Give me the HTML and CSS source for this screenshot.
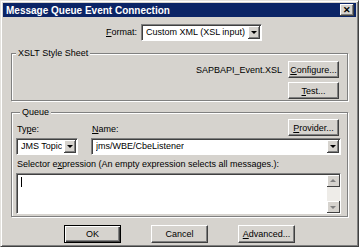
FILE: index.html
```html
<!DOCTYPE html>
<html lang="en">
<head>
  <meta charset="UTF-8">
  <title>Message Queue Event Connection</title>
  <link rel="stylesheet" href="styles.css">
</head>
<body>
  <div class="window">
    <div class="titlebar">
      <span class="title">Message Queue Event Connection</span>
      <span class="close">&#x2715;</span>
    </div>

    <div class="content">
      <!-- Format -->
      <div class="format-row">
        <span class="label"><u>F</u>ormat:</span>
        <div class="combo combo-format">
          <span class="combo-text">Custom XML (XSL input)</span>
          <span class="drop"></span>
        </div>
      </div>

      <!-- XSLT -->
      <fieldset class="group group-xslt">
        <legend>XSLT Style Sheet</legend>
        <div class="xslt-row">
          <span class="file">SAPBAPI_Event.XSL</span>
          <button class="btn"><u>C</u>onfigure...</button>
        </div>
        <div class="xslt-row">
          <button class="btn"><u>T</u>est...</button>
        </div>
      </fieldset>

      <!-- Queue -->
      <fieldset class="group group-queue">
        <legend>Queue</legend>
        <div class="queue-labels">
          <span class="label label-type">Ty<u>p</u>e:</span>
          <span class="label label-name"><u>N</u>ame:</span>
          <button class="btn"><u>P</u>rovider...</button>
        </div>
        <div class="queue-combos">
          <div class="combo combo-type">
            <span class="combo-text">JMS Topic</span>
            <span class="drop"></span>
          </div>
          <div class="combo combo-name">
            <span class="combo-text">jms/WBE/CbeListener</span>
            <span class="drop"></span>
          </div>
        </div>
        <div class="label selector-label">Selector e<u>x</u>pression (An empty expression selects all messages.):</div>
        <div class="memo">
          <div class="memo-text"><span class="caret"></span></div>
          <div class="vscroll">
            <span class="sb-btn sb-up"></span>
            <span class="sb-track"></span>
            <span class="sb-btn sb-down"></span>
          </div>
        </div>
      </fieldset>

      <!-- Buttons -->
      <div class="actions">
        <button class="btn btn-default">OK</button>
        <button class="btn">Cancel</button>
        <button class="btn"><u>A</u>dvanced...</button>
      </div>
    </div>
  </div>
</body>
</html>
```

FILE: styles.css
```css
* {
  margin: 0;
  padding: 0;
  box-sizing: border-box;
  font-family: 'Liberation Sans', Arial, sans-serif;
}

body {
  background: #d4d0c8;
  font-size: 9px;
  line-height: 11px;
  color: #000;
}

.window {
  width: 359px;
  height: 247px;
  background: #d6d3ce;
  border: 1px solid;
  border-color: #e4e2de #404040 #404040 #e4e2de;
  box-shadow: inset 1px 1px 0 #fff, inset -1px -1px 0 #808080;
  padding: 2px;
}

/* Title bar */
.titlebar {
  height: 14px;
  background: #0b2466;
  display: flex;
  align-items: center;
  justify-content: space-between;
  padding: 0 2px 0 3px;
}

.title {
  color: #fff;
  font-weight: bold;
  font-size: 10px;
}

.close {
  width: 14px;
  height: 12px;
  background: #d6d3ce;
  box-shadow: inset -1px -1px 0 #404040, inset 1px 1px 0 #fff, inset -2px -2px 0 #808080;
  font-size: 9px;
  line-height: 12px;
  font-weight: bold;
  text-align: center;
  color: #000;
}

.content {
  padding: 0 8px;
}

u {
  text-decoration: underline;
}

/* Format row */
.format-row {
  display: flex;
  align-items: center;
  margin-top: 7px;
  padding-left: 95px;
  gap: 4px;
}

/* Combo boxes */
.combo {
  height: 17px;
  background: #fff;
  border: 1px solid;
  border-color: #808080 #fff #fff #808080;
  box-shadow: inset 1px 1px 0 #404040;
  display: flex;
  align-items: center;
  justify-content: space-between;
  padding: 1px 1px 1px 4px;
}

.combo-format {
  width: 121px;
}

.combo-text {
  white-space: nowrap;
  overflow: hidden;
}

.drop {
  width: 12px;
  height: 13px;
  background: #d6d3ce;
  box-shadow: inset -1px -1px 0 #404040, inset 1px 1px 0 #fff, inset -2px -2px 0 #808080;
  position: relative;
  flex-shrink: 0;
}

.drop::after {
  content: '';
  position: absolute;
  left: 3px;
  top: 5px;
  border-left: 3px solid transparent;
  border-right: 3px solid transparent;
  border-top: 3px solid #000;
}

/* Group boxes */
.group {
  border: 1px solid #808080;
  box-shadow: 1px 1px 0 #fff, inset 1px 1px 0 #fff;
  min-inline-size: 0;
}

.group legend {
  margin-left: 4px;
  padding: 0 2px;
  background: #d6d3ce;
}

.group-xslt {
  margin-top: 7px;
  padding: 2px 8px 1px 0;
}

.xslt-row {
  display: flex;
  justify-content: flex-end;
  align-items: center;
  gap: 6px;
}

.xslt-row + .xslt-row {
  margin-top: 4px;
}

.file {
  padding-top: 1px;
}

/* Buttons */
.btn {
  width: 51px;
  height: 17px;
  background: #d6d3ce;
  border: 1px solid;
  border-color: #fff #404040 #404040 #fff;
  box-shadow: inset -1px -1px 0 #808080;
  font-size: 9px;
  color: #000;
  cursor: pointer;
}

.btn-default {
  border: 1px solid #000;
  box-shadow: inset 1px 1px 0 #fff, inset -1px -1px 0 #404040, inset -2px -2px 0 #808080;
}

/* Queue */
.group-queue {
  margin-top: 6px;
  padding: 1px 6px 2px 4px;
}

.queue-labels {
  display: flex;
  align-items: center;
}

.queue-labels .btn {
  margin-left: auto;
  margin-right: 2px;
}

.label-type {
  width: 76px;
  padding-left: 1px;
  padding-top: 3px;
}

.label-name {
  padding-top: 3px;
}

.queue-combos {
  display: flex;
  gap: 13px;
  margin-top: 2px;
}

.combo-type {
  width: 62px;
}

.combo-name {
  flex: 1;
}

.selector-label {
  margin-top: 4px;
  padding-left: 1px;
  white-space: nowrap;
}

.memo {
  height: 41px;
  margin-top: 3px;
  background: #fff;
  border: 1px solid;
  border-color: #808080 #fff #fff #808080;
  box-shadow: inset 1px 1px 0 #404040;
  display: flex;
  padding: 1px 0 0 1px;
}

.memo-text {
  flex: 1;
  padding: 2px 3px;
}

.caret {
  display: block;
  width: 1px;
  height: 10px;
  background: #000;
}

.vscroll {
  width: 13px;
  display: flex;
  flex-direction: column;
  background: #eeece8;
}

.sb-track {
  flex: 1;
}

.sb-btn {
  height: 12px;
  background: #d6d3ce;
  box-shadow: inset -1px -1px 0 #404040, inset 1px 1px 0 #fff;
  position: relative;
}

.sb-btn::after {
  content: '';
  position: absolute;
  left: 3px;
  border-left: 3px solid transparent;
  border-right: 3px solid transparent;
}

.sb-up::after {
  top: 4px;
  border-bottom: 3px solid #808080;
}

.sb-down::after {
  top: 5px;
  border-top: 3px solid #808080;
}

/* Bottom buttons */
.actions {
  display: flex;
  justify-content: center;
  gap: 30px;
  margin-top: 8px;
}

.actions .btn {
  width: 57px;
  height: 18px;
}
```
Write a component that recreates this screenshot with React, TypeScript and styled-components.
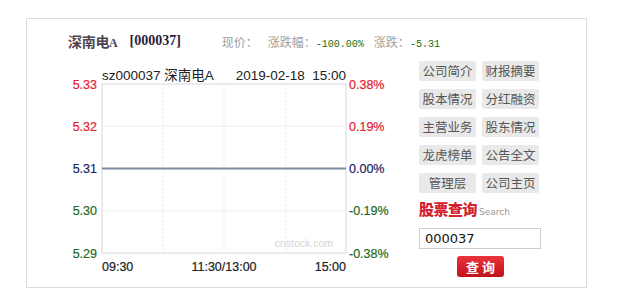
import React from "react";
import styled, { createGlobalStyle } from "styled-components";

const GlobalStyle = createGlobalStyle`
  body {
    margin: 0;
    background: #fff;
    font-family: "Noto Sans CJK SC", "Liberation Sans", sans-serif;
  }
`;

const links = [
  "公司简介", "财报摘要",
  "股本情况", "分红融资",
  "主营业务", "股东情况",
  "龙虎榜单", "公告全文",
  "管理层", "公司主页",
];

const leftTicks = [
  { v: "5.33", c: "#e3212f" },
  { v: "5.32", c: "#e3212f" },
  { v: "5.31", c: "#1c2466" },
  { v: "5.30", c: "#1f6b1f" },
  { v: "5.29", c: "#1f6b1f" },
];

const rightTicks = [
  { v: "0.38%", c: "#e3212f" },
  { v: "0.19%", c: "#e3212f" },
  { v: "0.00%", c: "#1c2466" },
  { v: "-0.19%", c: "#1f6b1f" },
  { v: "-0.38%", c: "#1f6b1f" },
];

const PLOT = { left: 42, right: 286, top: 24, bottom: 193 };
const FONT = "'Liberation Sans', 'Noto Sans CJK SC', sans-serif";

// tick / axis label: slightly heavier than regular, like the original gif
const Label = ({ x, y, c, anchor, children }: { x: number; y: number; c: string; anchor?: "start" | "middle" | "end"; children: React.ReactNode }) => (
  <text x={x} y={y} fontSize="12.5" fill={c} stroke={c} strokeWidth="0.2" fontFamily={FONT} textAnchor={anchor}>
    {children}
  </text>
);

const Chart = () => {
  const step = (PLOT.bottom - PLOT.top) / 4;
  const cols = [103, 164, 226];
  return (
    <svg width="340" height="215" viewBox="0 0 340 215">
      <text x={PLOT.left} y={20} fontSize="13.5" fill="#222" fontFamily={FONT}>
        sz000037 深南电A
      </text>
      <text x={PLOT.right} y={20} fontSize="13.5" fill="#222" fontFamily={FONT} textAnchor="end" xmlSpace="preserve">
        2019-02-18  15:00
      </text>
      <rect
        x={PLOT.left}
        y={PLOT.top}
        width={PLOT.right - PLOT.left}
        height={PLOT.bottom - PLOT.top}
        fill="#fff"
        stroke="#d6d8e0"
        strokeWidth="1"
      />
      {[1, 2, 3].map((i) => (
        <line key={i} x1={PLOT.left} x2={PLOT.right} y1={PLOT.top + step * i} y2={PLOT.top + step * i} stroke="#eceef2" />
      ))}
      {cols.map((x) => (
        <line key={x} x1={x} x2={x} y1={PLOT.top} y2={PLOT.bottom} stroke="#e6e8ee" strokeDasharray="2 2" />
      ))}
      <line
        x1={PLOT.left}
        x2={PLOT.right}
        y1={PLOT.top + step * 2}
        y2={PLOT.top + step * 2}
        stroke="#7f8ba0"
        strokeWidth="2"
      />
      <text x={273} y={187} fontSize="10.5" fill="#d4d4d4" fontFamily={FONT} textAnchor="end">
        cnstock.com
      </text>
      {leftTicks.map((t, i) => (
        <Label key={t.v} x={37} y={PLOT.top + step * i + 4.5} c={t.c} anchor="end">
          {t.v}
        </Label>
      ))}
      {rightTicks.map((t, i) => (
        <Label key={t.v} x={289} y={PLOT.top + step * i + 4.5} c={t.c}>
          {t.v}
        </Label>
      ))}
      <Label x={PLOT.left} y={211} c="#222">
        09:30
      </Label>
      <Label x={164} y={211} c="#222" anchor="middle">
        11:30/13:00
      </Label>
      <Label x={PLOT.right} y={211} c="#222" anchor="end">
        15:00
      </Label>
    </svg>
  );
};

export default function App() {
  return (
    <Page>
      <GlobalStyle />
      <Box>
        <Header>
          <StockName>
            深南电<small>A</small>
          </StockName>
          <Code>[000037]</Code>
          <Stats>
            <Stat>现价：</Stat>
            <Stat>
              涨跌幅：<Num>-100.00%</Num>
            </Stat>
            <Stat>
              涨跌：<Num>-5.31</Num>
            </Stat>
          </Stats>
        </Header>
        <Body>
          <Chart />
          <Side>
            <LinkGrid>
              {links.map((l) => (
                <LinkButton key={l}>{l}</LinkButton>
              ))}
            </LinkGrid>
            <SearchTitle>
              股票查询<span>Search</span>
            </SearchTitle>
            <SearchInput defaultValue="000037" />
            <QueryButton>查 询</QueryButton>
          </Side>
        </Body>
      </Box>
    </Page>
  );
}

const Page = styled.div`
  padding: 18px 0 0 26px;
`;

const Box = styled.div`
  width: 559px;
  height: 268px;
  border: 1px solid #dddddd;
`;

const Header = styled.div`
  display: flex;
  align-items: center;
  height: 20px;
  padding: 12px 0 0 41px;
`;

const StockName = styled.span`
  font-family: "Noto Sans CJK SC", sans-serif;
  font-size: 14px;
  font-weight: 700;
  color: #4d4150;
  letter-spacing: -0.3px;

  small {
    font-family: "Liberation Serif", serif;
    font-size: 12px;
    font-weight: 700;
  }
`;

const Code = styled.span`
  margin-left: 12px;
  font-family: "Liberation Serif", serif;
  font-size: 14px;
  font-weight: 700;
  color: #2a1d3c;
`;

const Stats = styled.div`
  display: flex;
  gap: 10px;
  margin-left: 41px;
`;

const Stat = styled.span`
  font-size: 12px;
  color: #a0a0a0;
`;

const Num = styled.span`
  font-family: "Liberation Mono", monospace;
  font-size: 10px;
  color: #107010;
`;

const Body = styled.div`
  display: flex;
  margin-top: 9px;
  padding-left: 33px;
`;

const Side = styled.div`
  display: flex;
  flex-direction: column;
  margin-left: 19px;
  padding-top: 1px;
`;

const LinkGrid = styled.div`
  display: grid;
  grid-template-columns: 57px 57px;
  column-gap: 6px;
  row-gap: 8px;
`;

const LinkButton = styled.div`
  height: 20px;
  line-height: 20px;
  text-align: center;
  background: #e9e9e9;
  border-radius: 2px;
  font-size: 12.5px;
  color: #555;
`;

const SearchTitle = styled.div`
  margin-top: 6px;
  height: 20px;
  line-height: 20px;
  font-size: 15px;
  font-weight: 900;
  color: #d3222e;
  letter-spacing: -0.5px;

  span {
    margin-left: 2px;
    font-family: "DejaVu Sans", sans-serif;
    font-size: 9px;
    font-weight: 400;
    color: #999;
    letter-spacing: 0;
  }
`;

const SearchInput = styled.input`
  margin-top: 9px;
  box-sizing: border-box;
  width: 122px;
  height: 21px;
  padding: 0 5px;
  border: 1px solid #cccccc;
  font-family: "DejaVu Sans", sans-serif;
  font-size: 13px;
  color: #111;
  outline: none;
`;

const QueryButton = styled.button`
  margin: 7px 0 0 38px;
  width: 47px;
  height: 21px;
  padding: 0;
  border: none;
  border-radius: 3px;
  background: linear-gradient(#e8333c, #c2121c);
  color: #fff;
  font-family: "Noto Sans CJK SC", sans-serif;
  font-size: 13px;
  font-weight: 700;
  line-height: 21px;
`;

* Written instruction *
Reproduce the entries exactly, from the line with "Write a component" to the line with "Sans', 'Noto Sans", both lines included, keeping no pictures.

* Answer for this exercise *
Write a component that recreates this screenshot with React, TypeScript and styled-components.
import React from "react";
import styled, { createGlobalStyle } from "styled-components";

const GlobalStyle = createGlobalStyle`
  body {
    margin: 0;
    background: #fff;
    font-family: "Noto Sans CJK SC", "Liberation Sans", sans-serif;
  }
`;

const links = [
  "公司简介", "财报摘要",
  "股本情况", "分红融资",
  "主营业务", "股东情况",
  "龙虎榜单", "公告全文",
  "管理层", "公司主页",
];

const leftTicks = [
  { v: "5.33", c: "#e3212f" },
  { v: "5.32", c: "#e3212f" },
  { v: "5.31", c: "#1c2466" },
  { v: "5.30", c: "#1f6b1f" },
  { v: "5.29", c: "#1f6b1f" },
];

const rightTicks = [
  { v: "0.38%", c: "#e3212f" },
  { v: "0.19%", c: "#e3212f" },
  { v: "0.00%", c: "#1c2466" },
  { v: "-0.19%", c: "#1f6b1f" },
  { v: "-0.38%", c: "#1f6b1f" },
];

const PLOT = { left: 42, right: 286, top: 24, bottom: 193 };
const FONT = "'Liberation Sans', 'Noto Sans CJK SC', sans-serif";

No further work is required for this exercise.